_TASK DETAILS_:
Omit all images, then return the remaining material exactly as it stands.

_DATA PROVIDED_:
§

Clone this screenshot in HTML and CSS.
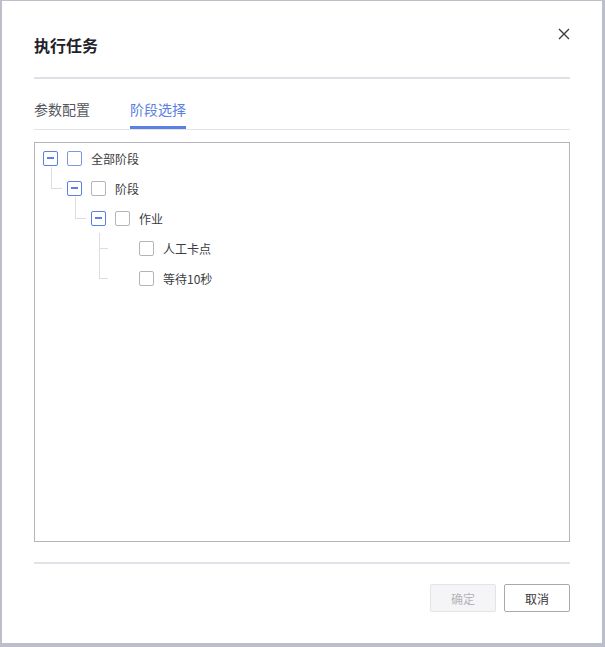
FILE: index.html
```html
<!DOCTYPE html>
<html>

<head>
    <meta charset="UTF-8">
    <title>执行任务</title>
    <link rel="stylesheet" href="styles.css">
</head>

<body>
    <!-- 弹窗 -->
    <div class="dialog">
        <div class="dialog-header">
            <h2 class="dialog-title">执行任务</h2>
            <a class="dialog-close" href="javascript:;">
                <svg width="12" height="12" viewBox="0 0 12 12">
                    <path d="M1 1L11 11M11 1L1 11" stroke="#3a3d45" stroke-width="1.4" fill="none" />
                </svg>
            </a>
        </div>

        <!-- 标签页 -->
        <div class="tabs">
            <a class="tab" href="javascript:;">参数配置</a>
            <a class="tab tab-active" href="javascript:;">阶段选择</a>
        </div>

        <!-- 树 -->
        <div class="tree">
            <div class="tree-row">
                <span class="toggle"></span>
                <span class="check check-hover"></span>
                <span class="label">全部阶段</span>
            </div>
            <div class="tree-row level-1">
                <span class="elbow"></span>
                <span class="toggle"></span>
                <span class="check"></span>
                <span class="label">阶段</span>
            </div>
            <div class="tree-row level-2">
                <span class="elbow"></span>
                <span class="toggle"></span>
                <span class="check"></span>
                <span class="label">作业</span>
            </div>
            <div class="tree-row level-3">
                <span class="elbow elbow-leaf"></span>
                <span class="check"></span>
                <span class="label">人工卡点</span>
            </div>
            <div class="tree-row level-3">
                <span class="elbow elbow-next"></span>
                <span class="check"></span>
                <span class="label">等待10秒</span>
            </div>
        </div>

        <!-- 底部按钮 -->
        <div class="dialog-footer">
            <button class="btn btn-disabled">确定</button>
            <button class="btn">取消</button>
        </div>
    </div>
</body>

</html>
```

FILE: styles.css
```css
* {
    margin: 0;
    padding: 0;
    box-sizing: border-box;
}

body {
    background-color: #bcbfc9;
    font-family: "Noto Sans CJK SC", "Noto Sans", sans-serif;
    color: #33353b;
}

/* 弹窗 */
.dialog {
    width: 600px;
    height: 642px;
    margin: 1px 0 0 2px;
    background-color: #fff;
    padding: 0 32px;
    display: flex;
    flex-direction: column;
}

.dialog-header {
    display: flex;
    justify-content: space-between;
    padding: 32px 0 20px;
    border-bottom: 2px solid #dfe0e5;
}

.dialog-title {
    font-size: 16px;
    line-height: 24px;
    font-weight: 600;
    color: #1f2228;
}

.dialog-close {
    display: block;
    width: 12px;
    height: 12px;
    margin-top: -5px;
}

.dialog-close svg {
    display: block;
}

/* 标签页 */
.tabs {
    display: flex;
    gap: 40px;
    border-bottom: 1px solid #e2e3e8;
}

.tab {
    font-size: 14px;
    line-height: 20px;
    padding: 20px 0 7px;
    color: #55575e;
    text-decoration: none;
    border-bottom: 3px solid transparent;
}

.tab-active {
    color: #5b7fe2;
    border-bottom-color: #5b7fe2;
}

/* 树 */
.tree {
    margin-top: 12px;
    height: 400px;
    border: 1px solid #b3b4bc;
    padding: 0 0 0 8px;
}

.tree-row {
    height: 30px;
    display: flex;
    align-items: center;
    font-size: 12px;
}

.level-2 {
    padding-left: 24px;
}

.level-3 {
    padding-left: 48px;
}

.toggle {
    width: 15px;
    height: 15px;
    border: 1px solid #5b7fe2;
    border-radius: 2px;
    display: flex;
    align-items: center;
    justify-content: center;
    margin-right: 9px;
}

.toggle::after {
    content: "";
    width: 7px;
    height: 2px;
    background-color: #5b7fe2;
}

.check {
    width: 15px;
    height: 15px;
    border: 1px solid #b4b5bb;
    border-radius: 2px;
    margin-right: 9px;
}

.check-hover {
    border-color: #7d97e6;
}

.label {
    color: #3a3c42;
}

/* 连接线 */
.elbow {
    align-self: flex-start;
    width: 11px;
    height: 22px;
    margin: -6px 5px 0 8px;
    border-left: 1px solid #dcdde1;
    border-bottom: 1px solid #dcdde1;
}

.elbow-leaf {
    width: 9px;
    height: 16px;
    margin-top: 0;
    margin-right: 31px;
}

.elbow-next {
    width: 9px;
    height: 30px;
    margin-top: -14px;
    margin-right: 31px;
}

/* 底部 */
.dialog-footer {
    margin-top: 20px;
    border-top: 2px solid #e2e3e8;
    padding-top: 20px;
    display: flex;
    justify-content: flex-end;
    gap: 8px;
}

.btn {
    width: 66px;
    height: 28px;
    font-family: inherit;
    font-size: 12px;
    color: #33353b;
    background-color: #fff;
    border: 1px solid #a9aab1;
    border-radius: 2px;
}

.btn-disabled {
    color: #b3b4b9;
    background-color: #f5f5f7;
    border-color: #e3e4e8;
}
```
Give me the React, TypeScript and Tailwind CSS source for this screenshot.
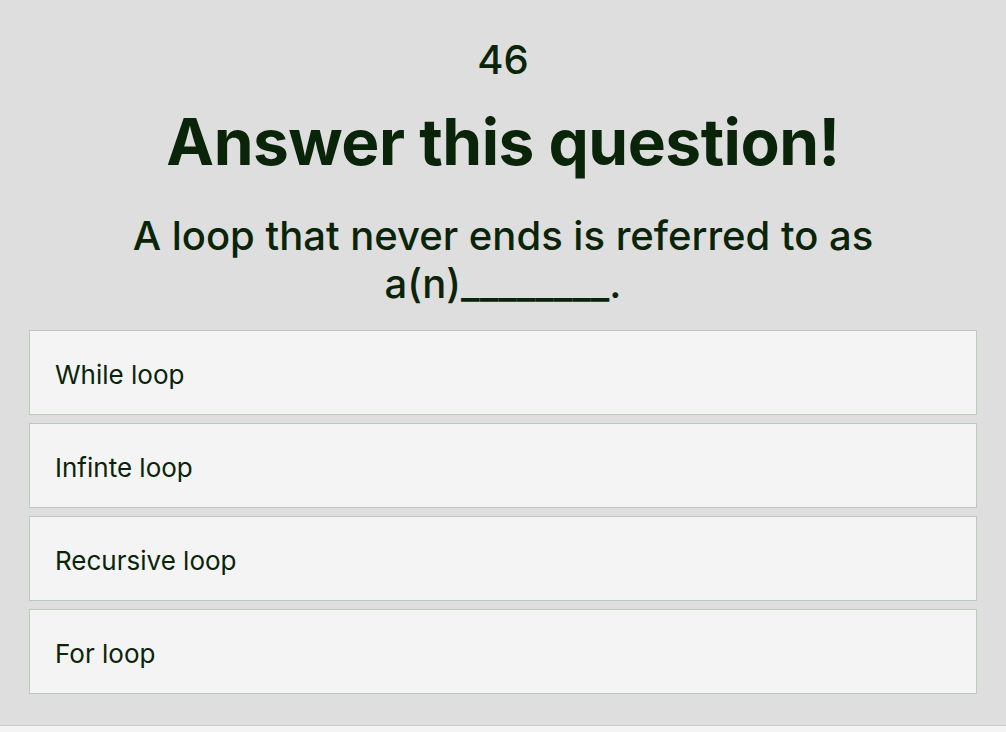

§

_SOLUTION BELOW_:
Clone this screenshot in HTML and CSS.
FILE: index.html
```html
<!DOCTYPE html>
<html>

<head>
    <meta charset="UTF-8">
    <title>执行任务</title>
    <link rel="stylesheet" href="styles.css">
</head>

<body>
    <!-- 弹窗 -->
    <div class="dialog">
        <div class="dialog-header">
            <h2 class="dialog-title">执行任务</h2>
            <a class="dialog-close" href="javascript:;">
                <svg width="12" height="12" viewBox="0 0 12 12">
                    <path d="M1 1L11 11M11 1L1 11" stroke="#3a3d45" stroke-width="1.4" fill="none" />
                </svg>
            </a>
        </div>

        <!-- 标签页 -->
        <div class="tabs">
            <a class="tab" href="javascript:;">参数配置</a>
            <a class="tab tab-active" href="javascript:;">阶段选择</a>
        </div>

        <!-- 树 -->
        <div class="tree">
            <div class="tree-row">
                <span class="toggle"></span>
                <span class="check check-hover"></span>
                <span class="label">全部阶段</span>
            </div>
            <div class="tree-row level-1">
                <span class="elbow"></span>
                <span class="toggle"></span>
                <span class="check"></span>
                <span class="label">阶段</span>
            </div>
            <div class="tree-row level-2">
                <span class="elbow"></span>
                <span class="toggle"></span>
                <span class="check"></span>
                <span class="label">作业</span>
            </div>
            <div class="tree-row level-3">
                <span class="elbow elbow-leaf"></span>
                <span class="check"></span>
                <span class="label">人工卡点</span>
            </div>
            <div class="tree-row level-3">
                <span class="elbow elbow-next"></span>
                <span class="check"></span>
                <span class="label">等待10秒</span>
            </div>
        </div>

        <!-- 底部按钮 -->
        <div class="dialog-footer">
            <button class="btn btn-disabled">确定</button>
            <button class="btn">取消</button>
        </div>
    </div>
</body>

</html>
```

FILE: styles.css
```css
* {
    margin: 0;
    padding: 0;
    box-sizing: border-box;
}

body {
    background-color: #bcbfc9;
    font-family: "Noto Sans CJK SC", "Noto Sans", sans-serif;
    color: #33353b;
}

/* 弹窗 */
.dialog {
    width: 600px;
    height: 642px;
    margin: 1px 0 0 2px;
    background-color: #fff;
    padding: 0 32px;
    display: flex;
    flex-direction: column;
}

.dialog-header {
    display: flex;
    justify-content: space-between;
    padding: 32px 0 20px;
    border-bottom: 2px solid #dfe0e5;
}

.dialog-title {
    font-size: 16px;
    line-height: 24px;
    font-weight: 600;
    color: #1f2228;
}

.dialog-close {
    display: block;
    width: 12px;
    height: 12px;
    margin-top: -5px;
}

.dialog-close svg {
    display: block;
}

/* 标签页 */
.tabs {
    display: flex;
    gap: 40px;
    border-bottom: 1px solid #e2e3e8;
}

.tab {
    font-size: 14px;
    line-height: 20px;
    padding: 20px 0 7px;
    color: #55575e;
    text-decoration: none;
    border-bottom: 3px solid transparent;
}

.tab-active {
    color: #5b7fe2;
    border-bottom-color: #5b7fe2;
}

/* 树 */
.tree {
    margin-top: 12px;
    height: 400px;
    border: 1px solid #b3b4bc;
    padding: 0 0 0 8px;
}

.tree-row {
    height: 30px;
    display: flex;
    align-items: center;
    font-size: 12px;
}

.level-2 {
    padding-left: 24px;
}

.level-3 {
    padding-left: 48px;
}

.toggle {
    width: 15px;
    height: 15px;
    border: 1px solid #5b7fe2;
    border-radius: 2px;
    display: flex;
    align-items: center;
    justify-content: center;
    margin-right: 9px;
}

.toggle::after {
    content: "";
    width: 7px;
    height: 2px;
    background-color: #5b7fe2;
}

.check {
    width: 15px;
    height: 15px;
    border: 1px solid #b4b5bb;
    border-radius: 2px;
    margin-right: 9px;
}

.check-hover {
    border-color: #7d97e6;
}

.label {
    color: #3a3c42;
}

/* 连接线 */
.elbow {
    align-self: flex-start;
    width: 11px;
    height: 22px;
    margin: -6px 5px 0 8px;
    border-left: 1px solid #dcdde1;
    border-bottom: 1px solid #dcdde1;
}

.elbow-leaf {
    width: 9px;
    height: 16px;
    margin-top: 0;
    margin-right: 31px;
}

.elbow-next {
    width: 9px;
    height: 30px;
    margin-top: -14px;
    margin-right: 31px;
}

/* 底部 */
.dialog-footer {
    margin-top: 20px;
    border-top: 2px solid #e2e3e8;
    padding-top: 20px;
    display: flex;
    justify-content: flex-end;
    gap: 8px;
}

.btn {
    width: 66px;
    height: 28px;
    font-family: inherit;
    font-size: 12px;
    color: #33353b;
    background-color: #fff;
    border: 1px solid #a9aab1;
    border-radius: 2px;
}

.btn-disabled {
    color: #b3b4b9;
    background-color: #f5f5f7;
    border-color: #e3e4e8;
}
```
Give me the React, TypeScript and Tailwind CSS source for this screenshot.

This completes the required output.